▸ **PROBLEM REQUIREMENTS**:
Copy every line that mentions the word "this".

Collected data
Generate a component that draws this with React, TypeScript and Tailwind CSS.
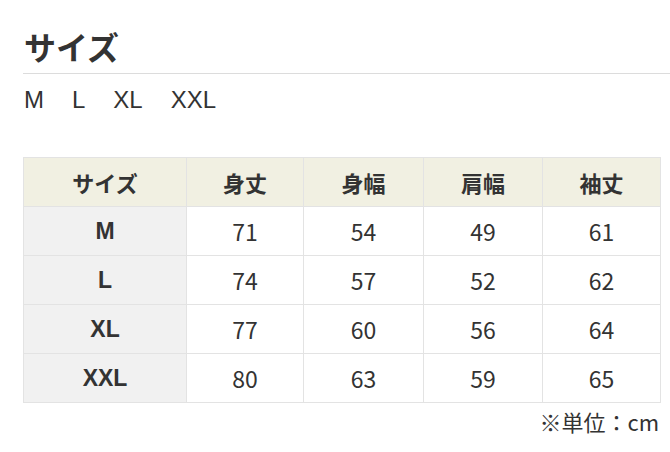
import type { FC } from "react";

const rows = [
    { size: "M", values: [71, 54, 49, 61] },
    { size: "L", values: [74, 57, 52, 62] },
    { size: "XL", values: [77, 60, 56, 64] },
    { size: "XXL", values: [80, 63, 59, 65] },
];

const headers = ["身丈", "身幅", "肩幅", "袖丈"];

const App: FC = () => {
    return (
        <div className="w-[670px] h-[452px] bg-white text-[#333] pl-[23px] pt-[25px] font-['Liberation_Sans','Noto_Sans_CJK_JP',sans-serif]">
            <h2 className="text-[32px] font-bold leading-[42px] pb-[6px] pl-[1px] border-b border-[#dcdcdc] font-['Noto_Sans_CJK_JP',sans-serif]">
                サイズ
            </h2>
            <div className="flex gap-[28px] mt-[10px] pl-[1px] text-[24px] leading-[32px]">
                <span>M</span>
                <span>L</span>
                <span>XL</span>
                <span>XXL</span>
            </div>

            <table className="mt-[41px] w-[637px] border-collapse text-center table-fixed">
                <colgroup>
                    <col className="w-[163px]" />
                    <col className="w-[117px]" />
                    <col className="w-[120px]" />
                    <col className="w-[119px]" />
                    <col className="w-[118px]" />
                </colgroup>
                <thead>
                    <tr className="bg-[#f1f0e2] h-[49px]">
                        <th className="border border-[#e3e3e3] text-[22px] font-bold font-['Noto_Sans_CJK_JP',sans-serif]">サイズ</th>
                        {headers.map((h) => (
                            <th key={h} className="border border-[#e3e3e3] text-[22px] font-bold font-['Noto_Sans_CJK_JP',sans-serif]">
                                {h}
                            </th>
                        ))}
                    </tr>
                </thead>
                <tbody>
                    {rows.map((r) => (
                        <tr key={r.size} className="h-[49px]">
                            <td className="border border-[#e3e3e3] bg-[#f1f1f1] text-[23px] font-bold">{r.size}</td>
                            {r.values.map((v, i) => (
                                <td key={i} className="border border-[#e3e3e3] text-[23px] font-['Noto_Sans_CJK_JP',sans-serif]">
                                    {v}
                                </td>
                            ))}
                        </tr>
                    ))}
                </tbody>
            </table>
            <p className="w-[636px] text-right text-[22px] leading-[30px] mt-[3px] font-['Noto_Sans_CJK_JP',sans-serif]">
                ※単位：cm
            </p>
        </div>
    );
};

export default App;
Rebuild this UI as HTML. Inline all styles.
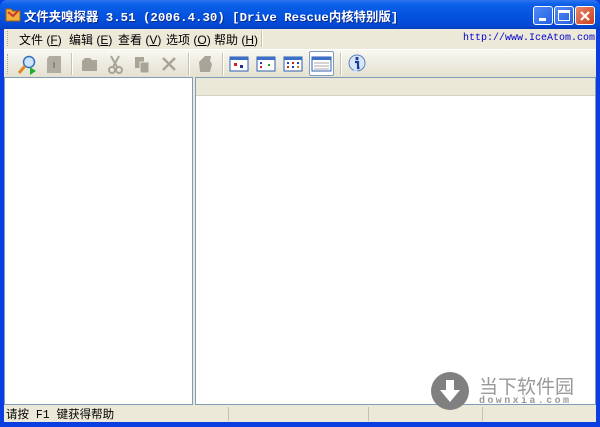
<!DOCTYPE html>
<html><head><meta charset="utf-8"><style>
*{margin:0;padding:0;box-sizing:border-box}
body{width:600px;height:427px;overflow:hidden;background:#0a3ee0;font-family:"Liberation Sans","Noto Sans CJK SC",sans-serif;position:relative}
.abs{position:absolute}
#title{left:0;top:0;width:600px;height:30px;background:linear-gradient(#2f74f0 0%,#0b5fe8 15%,#0454e0 50%,#0448d4 85%,#033ab8 100%);border-radius:7px 7px 0 0}
#ttext{left:24px;top:7px;color:#fff;font-family:"Liberation Mono","Noto Sans CJK SC",monospace;font-weight:bold;font-size:12.4px;white-space:nowrap;text-shadow:1px 1px #0a2a8a}
.btn{top:6px;width:20px;height:19px;border:1px solid #fff;border-radius:3px;background:linear-gradient(135deg,#4f8bf8,#2660e0)}
#client{left:4px;top:29px;width:592px;height:393px;background:#ece9d8}
#menu{left:0;top:0;width:592px;height:19px;font-size:12px;color:#000}
#menu span{position:absolute;top:2px;white-space:nowrap}
#tb{left:0;top:20px;width:592px;height:28px;background:linear-gradient(#f8f7f1,#e4e1d0);border-top:1px solid #fff}
.sep{position:absolute;top:3px;width:2px;height:22px;border-left:1px solid #c5c2b2;border-right:1px solid #fff}
#left{left:0;top:48px;width:189px;height:328px;background:#fff;border:1px solid #7f9db9}
#right{left:191px;top:48px;width:401px;height:328px;background:#fff;border:1px solid #7f9db9}
#hdr{left:0;top:0;width:399px;height:18px;background:#ebe8d7;border-bottom:1px solid #d6d2c2}
#status{left:0;top:376px;width:592px;height:17px;font-size:12px}
</style></head><body>
<div id="title" class="abs"></div>
<svg class="abs" style="left:5px;top:7px" width="16" height="15" viewBox="0 0 16 15"><path d="M1 2h5l2 2h7v10H1z" fill="#f0b040" stroke="#a06010"/><path d="M3 5l5 4 5-5" stroke="#c33" fill="none" stroke-width="2"/></svg>
<div id="ttext" class="abs">文件夹嗅探器 3.51 (2006.4.30) [Drive Rescue内核特别版]</div>
<div class="btn abs" style="left:533px"><div class="abs" style="left:5px;top:11px;width:7px;height:3px;background:#fff"></div></div>
<div class="btn abs" style="left:554px"><div class="abs" style="left:3px;top:3px;width:12px;height:11px;border:1px solid #fff;border-top:3px solid #fff"></div></div>
<div class="btn abs" style="left:575px;background:linear-gradient(135deg,#e9866a,#c9401e)"><svg class="abs" style="left:3px;top:3px" width="12" height="12"><path d="M2 2L10 10M10 2L2 10" stroke="#fff" stroke-width="2.2"/></svg></div>
<div id="client" class="abs">
 <div id="menu" class="abs">
  <div class="abs" style="left:3px;top:2px;width:2px;height:15px;border-left:1px dotted #a8a594"></div>
  <span style="left:15px">文件 (<u>F</u>)</span>
  <span style="left:65px">编辑 (<u>E</u>)</span>
  <span style="left:114px">查看 (<u>V</u>)</span>
  <span style="left:162px">选项 (<u>O</u>)</span>
  <span style="left:210px">帮助 (<u>H</u>)</span>
  <div class="abs" style="left:257px;top:1px;width:2px;height:17px;border-left:1px solid #c5c2b2;border-right:1px solid #fff"></div>
  <span style="left:459px;color:#0000d0;font-family:'Liberation Mono',monospace;font-size:10px;top:4px">http://www.IceAtom.com</span>
 </div>
 <div id="tb" class="abs">
  <div class="abs" style="left:3px;top:4px;width:2px;height:20px;border-left:1px dotted #a8a594"></div>
  <svg class="abs" style="left:12px;top:4px" width="22" height="22"><circle cx="13" cy="8" r="5.5" fill="#cfe4fb" stroke="#3470c0" stroke-width="1.5"/><path d="M9 12L3 19" stroke="#e08a20" stroke-width="3"/><path d="M14 13v8l6-4z" fill="#20b030"/></svg>
  <svg class="abs" style="left:40px;top:4px" width="20" height="20"><path d="M5 2h12v17H3V5z" fill="#b0aca0"/><path d="M10 8v6" stroke="#888" stroke-width="2"/></svg>
  <div class="sep" style="left:67px"></div>
  <svg class="abs" style="left:75px;top:5px" width="20" height="18"><path d="M3 6l3-3h5l2 2h5v11H3z" fill="#a8a498"/></svg>
  <svg class="abs" style="left:102px;top:4px" width="18" height="20"><path d="M5 2l6 11M13 2L7 13" stroke="#a8a498" stroke-width="2"/><circle cx="6" cy="16" r="3" fill="none" stroke="#a8a498" stroke-width="2"/><circle cx="13" cy="16" r="3" fill="none" stroke="#a8a498" stroke-width="2"/></svg>
  <svg class="abs" style="left:128px;top:4px" width="20" height="20"><rect x="3" y="3" width="9" height="11" fill="#a8a498"/><rect x="8" y="8" width="9" height="11" fill="#a8a498" stroke="#ece9d8"/></svg>
  <svg class="abs" style="left:155px;top:4px" width="20" height="20"><path d="M4 4L16 16M16 4L4 16" stroke="#a8a498" stroke-width="2.5"/></svg>
  <div class="sep" style="left:184px"></div>
  <svg class="abs" style="left:191px;top:4px" width="20" height="20"><path d="M4 8l6-6h6l-1 5 2 3-2 8H5z" fill="#a8a498"/></svg>
  <div class="sep" style="left:218px"></div>
  <svg class="abs" style="left:225px;top:5px" width="20" height="18"><rect x="1" y="2" width="18" height="14" fill="#fff" stroke="#2e5fb0"/><rect x="1" y="2" width="18" height="3" fill="#3c6fc8"/><rect x="5" y="8" width="3" height="3" fill="#d02020"/><rect x="11" y="10" width="3" height="3" fill="#203090"/></svg>
  <svg class="abs" style="left:252px;top:5px" width="20" height="18"><rect x="1" y="2" width="18" height="14" fill="#fff" stroke="#2e5fb0"/><rect x="1" y="2" width="18" height="3" fill="#3c6fc8"/><rect x="4" y="7" width="2" height="2" fill="#2040c0"/><rect x="4" y="11" width="2" height="2" fill="#d02020"/><rect x="12" y="9" width="2" height="2" fill="#20a020"/></svg>
  <svg class="abs" style="left:279px;top:5px" width="20" height="18"><rect x="1" y="2" width="18" height="14" fill="#fff" stroke="#2e5fb0"/><rect x="1" y="2" width="18" height="3" fill="#3c6fc8"/><g fill="#2040c0"><rect x="4" y="7" width="2" height="2"/><rect x="9" y="7" width="2" height="2" fill="#d02020"/><rect x="14" y="7" width="2" height="2"/><rect x="4" y="11" width="2" height="2" fill="#d02020"/><rect x="9" y="11" width="2" height="2"/><rect x="14" y="11" width="2" height="2" fill="#c08020"/></g></svg>
  <div class="abs" style="left:305px;top:1px;width:25px;height:25px;border:1px solid #7f9db9;border-radius:2px;background:#fff"></div>
  <svg class="abs" style="left:307px;top:5px" width="21" height="18"><rect x="1" y="2" width="19" height="14" fill="#fff" stroke="#2e5fb0"/><rect x="1" y="2" width="19" height="3" fill="#3c6fc8"/><path d="M3 8h15M3 11h15M3 14h15" stroke="#aaa"/></svg>
  <div class="sep" style="left:336px"></div>
  <svg class="abs" style="left:343px;top:3px" width="20" height="22"><circle cx="10" cy="10" r="8" fill="#d8e6f8" stroke="#5a82c0"/><path d="M7 17l-2 4 6-3z" fill="#d8e6f8"/><circle cx="10" cy="5.5" r="1.6" fill="#1a3f9a"/><path d="M8 9h3v6h1.5" stroke="#1a3f9a" stroke-width="2.2" fill="none"/></svg>
 </div>
 <div id="left" class="abs"></div>
 <div id="right" class="abs"><div id="hdr" class="abs"></div></div>
 <div id="status" class="abs">
  <span class="abs" style="left:2px;top:1px;white-space:nowrap;font-family:'Liberation Mono','Noto Sans CJK SC',monospace;font-size:11.5px">请按 F1 键获得帮助</span>
  <div class="abs" style="left:224px;top:2px;width:1px;height:14px;background:#c5c2b2"></div>
  <div class="abs" style="left:364px;top:2px;width:1px;height:14px;background:#c5c2b2"></div>
  <div class="abs" style="left:478px;top:2px;width:1px;height:14px;background:#c5c2b2"></div>
 </div>
</div>
<svg class="abs" style="left:430px;top:371px" width="40" height="40"><circle cx="20" cy="20" r="19" fill="#808080"/><path d="M16 9h8v10h6L20 31 10 19h6z" fill="#fff"/></svg>
<div class="abs" style="left:479px;top:372px;font-size:19px;color:#999;letter-spacing:0px;white-space:nowrap">当下软件园</div>
<div class="abs" style="left:479px;top:396px;font-size:10px;color:#999;font-weight:bold;letter-spacing:2.4px;font-family:'Liberation Mono',monospace">downxia.com</div>
</body></html>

▸ **FINISHED TASK**:
Generate a component that draws this with React, TypeScript and Tailwind CSS.
Rebuild this UI as HTML. Inline all styles.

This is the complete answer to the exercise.